計画によりますが、アトリエから直接出入りできるようにするのが望ましいです。
(5)建築物の構造、架構、スパン割り
近年も、毎年必ず出題される項目です。自分のプランに合致していることを十分確認し、暗記した定形文で対応します。
(6)市民ギャラリーを無柱空間とするための工夫
構造分野で頻出の無柱の大空間についての問題です。PC梁を用いて、ロングスパンの梁のひび割れやたわみを抑制すること等を記述します。
(7)常設展示室、EH、研修室の空調方式
採用した空調方式と採用理由を答える問題です。解答欄に空調方式の選択肢が用意されており、記号で記入するようになっていました。
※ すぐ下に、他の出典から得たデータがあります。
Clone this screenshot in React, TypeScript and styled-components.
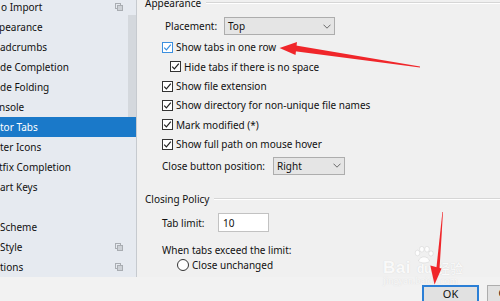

選択肢は以下のとおりです。
- 空冷ヒートポンプパッケージマルチ型エアコン
- 空冷ヒートポンプパッケージ床置き型
- 定風量単一ダクト
- 変風量単一ダクト
- 外調機+ファンコイルユニット
常設展示室やエントランスホールは、十分な吹出し量が確保できる、単一ダクトや空冷ヒートポンプパッケージ床置き型を採用します。
研修室については、個別制御が可能な空冷ヒートポンプパッケージマルチ型エアコンか、外調機+ファンコイルユニットが妥当でしょう。
(8)収蔵庫の環境条件を満たすための手法
美術品の収蔵に適した環境とするための、建築手法(構造、内装等)と設備的手法(空調方式)が問われました。解答はそれぞれに分けて記入するようになっていました。
建築手法については、壁や天井を二重構造とすることや、内装は木仕上げとすることを記述します。
設備的手法(空調方式)は、安定した空調が可能な方式とするほか、他の室と系統を分けること等を記述します。
また、二重構造の隙間を空調する、間接空調方式とします。
(9)常設展示室の照明計画
平成21年に続き、照明計画が出題されました。
油絵の展示に適した照度が分かれば、具体的な数値を用いて記述します。数値以外でも、ライティングレール等の照明器具について記述すればよいでしょう。
まとめ
以上、平成22年の計画の要点等についてまとめました。
平成22年は設計課題が美術館ということで、展示室や収蔵庫等、美術館特有の要求室についての問題が多いです。
また、出題分野や計画と設備が多く、構造は基本的な問題しか出ていません。美術品というテーマ上、どちらかというと室配置や設備計画について問うため、このような配分であると考えられます。
次年以降、設計課題により分野ごとの出題数がどう変化するかもチェックしてみると面白そうです。